** begin DATASET CONTENT **

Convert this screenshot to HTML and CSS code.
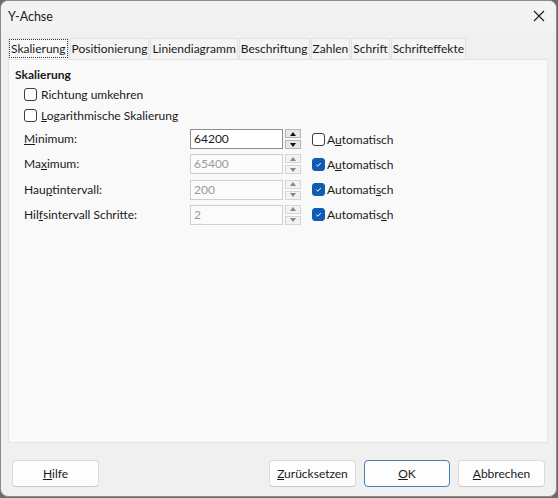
FILE: index.html
```html
<!DOCTYPE html>
<html>
<head>
<meta charset="utf-8">
<link rel="stylesheet" href="styles.css">
</head>
<body>
<div class="window">
  <div class="titlebar">
    <span class="title">Y-Achse</span>
    <svg class="close" width="12" height="12" viewBox="0 0 12 12"><path d="M1 1 L11 11 M11 1 L1 11" stroke="#1a1a1a" stroke-width="1.1" fill="none"/></svg>
  </div>
  <div class="content">
    <div class="tabs">
      <div class="tab active"><span class="focus">Skalierung</span></div>
      <div class="tab">Positionierung</div>
      <div class="tab">Liniendiagramm</div>
      <div class="tab">Beschriftung</div>
      <div class="tab">Zahlen</div>
      <div class="tab">Schrift</div>
      <div class="tab">Schrifteffekte</div>
    </div>
    <div class="panel">
      <div class="heading">Skalierung</div>
      <label class="check-row"><span class="cb"></span><span>Richtun<u>g</u> umkehren</span></label>
      <label class="check-row"><span class="cb"></span><span><u>L</u>ogarithmische Skalierung</span></label>
      <div class="form">
        <div class="lbl"><u>M</u>inimum:</div>
        <div class="spin"><div class="field">64200</div><div class="btns"><div class="sb up"></div><div class="sb down"></div></div></div>
        <label class="auto"><span class="cb"></span><span>A<u>u</u>tomatisch</span></label>

        <div class="lbl">Ma<u>x</u>imum:</div>
        <div class="spin disabled"><div class="field">65400</div><div class="btns"><div class="sb up"></div><div class="sb down"></div></div></div>
        <label class="auto"><span class="cb checked"><svg width="9" height="9" viewBox="0 0 9 9"><path d="M2.3 4.8 L3.8 6.2 L6.8 3" stroke="#fff" stroke-width="1" fill="none"/></svg></span><span>A<u>u</u>tomatisch</span></label>

        <div class="lbl">Hau<u>p</u>tintervall:</div>
        <div class="spin disabled"><div class="field">200</div><div class="btns"><div class="sb up"></div><div class="sb down"></div></div></div>
        <label class="auto"><span class="cb checked"><svg width="9" height="9" viewBox="0 0 9 9"><path d="M2.3 4.8 L3.8 6.2 L6.8 3" stroke="#fff" stroke-width="1" fill="none"/></svg></span><span>Automati<u>s</u>ch</span></label>

        <div class="lbl">Hil<u>f</u>sintervall Schritte:</div>
        <div class="spin disabled"><div class="field">2</div><div class="btns"><div class="sb up"></div><div class="sb down"></div></div></div>
        <label class="auto"><span class="cb checked"><svg width="9" height="9" viewBox="0 0 9 9"><path d="M2.3 4.8 L3.8 6.2 L6.8 3" stroke="#fff" stroke-width="1" fill="none"/></svg></span><span>Automatis<u>c</u>h</span></label>
      </div>
    </div>
    <div class="buttons">
      <button class="btn"><u>H</u>ilfe</button>
      <div class="spacer"></div>
      <button class="btn"><u>Z</u>urücksetzen</button>
      <button class="btn default"><u>O</u>K</button>
      <button class="btn"><u>A</u>bbrechen</button>
    </div>
  </div>
</div>
</body>
</html>
```
FILE: styles.css
```css
* { box-sizing: border-box; }
html, body { margin: 0; padding: 0; background: #6b6b6b; }
body {
  font-family: "Lato", "Noto Sans", sans-serif;
  font-size: 12px;
  color: #1a1a1a;
}
.window {
  width: 557px;
  height: 497px;
  background: #f0f0f0;
  border: 1px solid #8c8c8c;
  border-radius: 8px;
  overflow: hidden;
  display: flex;
  flex-direction: column;
}
.titlebar {
  height: 30px;
  background: #f3f3f3;
  display: flex;
  align-items: center;
  justify-content: space-between;
  padding: 0 11px 0 7px;
}
.title { font-size: 12.5px; }
.content {
  flex: 1;
  display: flex;
  flex-direction: column;
  padding: 7px 7px 9px 7px;
}
.tabs {
  display: flex;
  height: 21px;
  align-items: stretch;
}
.tab {
  padding: 0 1px;
  line-height: 19px;
  background: #f4f4f4;
  border: 1px solid #e2e2e2;
  border-bottom: none;
  margin-right: 1px;
  color: #1a1a1a;
  white-space: nowrap;
}
.tab.active {
  background: #f9f9f9;
  padding: 0;
}
.focus {
  display: inline-block;
  border: 1px dotted #333;
  line-height: 17px;
  padding: 0 1px;
}
.panel {
  flex: 1;
  background: #f9f9f9;
  border: 1px solid #e5e5e5;
  padding: 5px 6px 0 6px;
  display: flex;
  flex-direction: column;
  margin-right: 1px;
}
.heading {
  font-weight: bold;
  height: 19px;
  line-height: 19px;
}
.check-row {
  display: flex;
  align-items: center;
  gap: 4px;
  height: 21px;
  padding-left: 9px;
}
.cb {
  width: 13px;
  height: 13px;
  border: 1px solid #3c3c3c;
  border-radius: 3px;
  background: #fff;
  display: inline-flex;
  align-items: center;
  justify-content: center;
  flex-shrink: 0;
}
.cb.checked {
  background: #0f5cb4;
  border-color: #0f5cb4;
}
.form {
  margin-top: 3px;
  display: grid;
  grid-template-columns: 166px 112px auto;
  grid-auto-rows: 20px;
  row-gap: 5.3px;
  padding-left: 9px;
  align-items: center;
}
.lbl { line-height: 20px; }
.spin {
  display: flex;
  height: 20px;
  width: 111px;
}
.field {
  flex: 1;
  background: #fff;
  border: 1px solid #8e8e8e;
  padding-left: 3px;
  line-height: 18px;
}
.btns {
  width: 18px;
  display: flex;
  flex-direction: column;
  gap: 2px;
  padding-left: 2px;
}
.sb {
  flex: 1;
  background: #e8e8e8;
  border: 1px solid #b4b4b4;
  position: relative;
}
.sb::after {
  content: "";
  position: absolute;
  left: 50%;
  top: 50%;
  transform: translate(-50%, -50%);
  border-left: 3.5px solid transparent;
  border-right: 3.5px solid transparent;
}
.sb.up::after { border-bottom: 4px solid #111; }
.sb.down::after { border-top: 4px solid #111; }
.spin.disabled .field {
  color: #9a9a9a;
  background: #fbfbfb;
  border-color: #cfcfcf;
}
.spin.disabled .sb { background: #f2f2f2; border-color: #d6d6d6; }
.spin.disabled .sb.up::after { border-bottom-color: #888; }
.spin.disabled .sb.down::after { border-top-color: #888; }
.auto {
  display: flex;
  align-items: center;
  gap: 2px;
  padding-left: 10px;
}
.buttons {
  display: flex;
  gap: 8px;
  padding: 17px 4px 0 4px;
}
.spacer { flex: 1; }
.btn {
  font-family: inherit;
  font-size: 12px;
  color: #1a1a1a;
  width: 87px;
  height: 27px;
  background: #fdfdfd;
  border: 1px solid #dadada;
  border-bottom-color: #c8c8c8;
  border-radius: 4px;
  padding: 0;
}
.btn.default {
  border: 1px solid #3f7fc0;
  width: 86px;
}
```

** end DATASET CONTENT **

* _OBJECTIVE_: Output the lines above in full and exactly as given, omitting any pictures.

* _WRITTEN SOLUTION_:
Convert this screenshot to HTML and CSS code.
FILE: index.html
```html
<!DOCTYPE html>
<html>
<head>
<meta charset="utf-8">
<link rel="stylesheet" href="styles.css">
</head>
<body>
<div class="window">
  <div class="titlebar">
    <span class="title">Y-Achse</span>
    <svg class="close" width="12" height="12" viewBox="0 0 12 12"><path d="M1 1 L11 11 M11 1 L1 11" stroke="#1a1a1a" stroke-width="1.1" fill="none"/></svg>
  </div>
  <div class="content">
    <div class="tabs">
      <div class="tab active"><span class="focus">Skalierung</span></div>
      <div class="tab">Positionierung</div>
      <div class="tab">Liniendiagramm</div>
      <div class="tab">Beschriftung</div>
      <div class="tab">Zahlen</div>
      <div class="tab">Schrift</div>
      <div class="tab">Schrifteffekte</div>
    </div>
    <div class="panel">
      <div class="heading">Skalierung</div>
      <label class="check-row"><span class="cb"></span><span>Richtun<u>g</u> umkehren</span></label>
      <label class="check-row"><span class="cb"></span><span><u>L</u>ogarithmische Skalierung</span></label>
      <div class="form">
        <div class="lbl"><u>M</u>inimum:</div>
        <div class="spin"><div class="field">64200</div><div class="btns"><div class="sb up"></div><div class="sb down"></div></div></div>
        <label class="auto"><span class="cb"></span><span>A<u>u</u>tomatisch</span></label>

        <div class="lbl">Ma<u>x</u>imum:</div>
        <div class="spin disabled"><div class="field">65400</div><div class="btns"><div class="sb up"></div><div class="sb down"></div></div></div>
        <label class="auto"><span class="cb checked"><svg width="9" height="9" viewBox="0 0 9 9"><path d="M2.3 4.8 L3.8 6.2 L6.8 3" stroke="#fff" stroke-width="1" fill="none"/></svg></span><span>A<u>u</u>tomatisch</span></label>

        <div class="lbl">Hau<u>p</u>tintervall:</div>
        <div class="spin disabled"><div class="field">200</div><div class="btns"><div class="sb up"></div><div class="sb down"></div></div></div>
        <label class="auto"><span class="cb checked"><svg width="9" height="9" viewBox="0 0 9 9"><path d="M2.3 4.8 L3.8 6.2 L6.8 3" stroke="#fff" stroke-width="1" fill="none"/></svg></span><span>Automati<u>s</u>ch</span></label>

        <div class="lbl">Hil<u>f</u>sintervall Schritte:</div>
        <div class="spin disabled"><div class="field">2</div><div class="btns"><div class="sb up"></div><div class="sb down"></div></div></div>
        <label class="auto"><span class="cb checked"><svg width="9" height="9" viewBox="0 0 9 9"><path d="M2.3 4.8 L3.8 6.2 L6.8 3" stroke="#fff" stroke-width="1" fill="none"/></svg></span><span>Automatis<u>c</u>h</span></label>
      </div>
    </div>
    <div class="buttons">
      <button class="btn"><u>H</u>ilfe</button>
      <div class="spacer"></div>
      <button class="btn"><u>Z</u>urücksetzen</button>
      <button class="btn default"><u>O</u>K</button>
      <button class="btn"><u>A</u>bbrechen</button>
    </div>
  </div>
</div>
</body>
</html>
```
FILE: styles.css
```css
* { box-sizing: border-box; }
html, body { margin: 0; padding: 0; background: #6b6b6b; }
body {
  font-family: "Lato", "Noto Sans", sans-serif;
  font-size: 12px;
  color: #1a1a1a;
}
.window {
  width: 557px;
  height: 497px;
  background: #f0f0f0;
  border: 1px solid #8c8c8c;
  border-radius: 8px;
  overflow: hidden;
  display: flex;
  flex-direction: column;
}
.titlebar {
  height: 30px;
  background: #f3f3f3;
  display: flex;
  align-items: center;
  justify-content: space-between;
  padding: 0 11px 0 7px;
}
.title { font-size: 12.5px; }
.content {
  flex: 1;
  display: flex;
  flex-direction: column;
  padding: 7px 7px 9px 7px;
}
.tabs {
  display: flex;
  height: 21px;
  align-items: stretch;
}
.tab {
  padding: 0 1px;
  line-height: 19px;
  background: #f4f4f4;
  border: 1px solid #e2e2e2;
  border-bottom: none;
  margin-right: 1px;
  color: #1a1a1a;
  white-space: nowrap;
}
.tab.active {
  background: #f9f9f9;
  padding: 0;
}
.focus {
  display: inline-block;
  border: 1px dotted #333;
  line-height: 17px;
  padding: 0 1px;
}
.panel {
  flex: 1;
  background: #f9f9f9;
  border: 1px solid #e5e5e5;
  padding: 5px 6px 0 6px;
  display: flex;
  flex-direction: column;
  margin-right: 1px;
}
.heading {
  font-weight: bold;
  height: 19px;
  line-height: 19px;
}
.check-row {
  display: flex;
  align-items: center;
  gap: 4px;
  height: 21px;
  padding-left: 9px;
}
.cb {
  width: 13px;
  height: 13px;
  border: 1px solid #3c3c3c;
  border-radius: 3px;
  background: #fff;
  display: inline-flex;
  align-items: center;
  justify-content: center;
  flex-shrink: 0;
}
.cb.checked {
  background: #0f5cb4;
  border-color: #0f5cb4;
}
.form {
  margin-top: 3px;
  display: grid;
  grid-template-columns: 166px 112px auto;
  grid-auto-rows: 20px;
  row-gap: 5.3px;
  padding-left: 9px;
  align-items: center;
}
.lbl { line-height: 20px; }
.spin {
  display: flex;
  height: 20px;
  width: 111px;
}
.field {
  flex: 1;
  background: #fff;
  border: 1px solid #8e8e8e;
  padding-left: 3px;
  line-height: 18px;
}
.btns {
  width: 18px;
  display: flex;
  flex-direction: column;
  gap: 2px;
  padding-left: 2px;
}
.sb {
  flex: 1;
  background: #e8e8e8;
  border: 1px solid #b4b4b4;
  position: relative;
}
.sb::after {
  content: "";
  position: absolute;
  left: 50%;
  top: 50%;
  transform: translate(-50%, -50%);
  border-left: 3.5px solid transparent;
  border-right: 3.5px solid transparent;
}
.sb.up::after { border-bottom: 4px solid #111; }
.sb.down::after { border-top: 4px solid #111; }
.spin.disabled .field {
  color: #9a9a9a;
  background: #fbfbfb;
  border-color: #cfcfcf;
}
.spin.disabled .sb { background: #f2f2f2; border-color: #d6d6d6; }
.spin.disabled .sb.up::after { border-bottom-color: #888; }
.spin.disabled .sb.down::after { border-top-color: #888; }
.auto {
  display: flex;
  align-items: center;
  gap: 2px;
  padding-left: 10px;
}
.buttons {
  display: flex;
  gap: 8px;
  padding: 17px 4px 0 4px;
}
.spacer { flex: 1; }
.btn {
  font-family: inherit;
  font-size: 12px;
  color: #1a1a1a;
  width: 87px;
  height: 27px;
  background: #fdfdfd;
  border: 1px solid #dadada;
  border-bottom-color: #c8c8c8;
  border-radius: 4px;
  padding: 0;
}
.btn.default {
  border: 1px solid #3f7fc0;
  width: 86px;
}
```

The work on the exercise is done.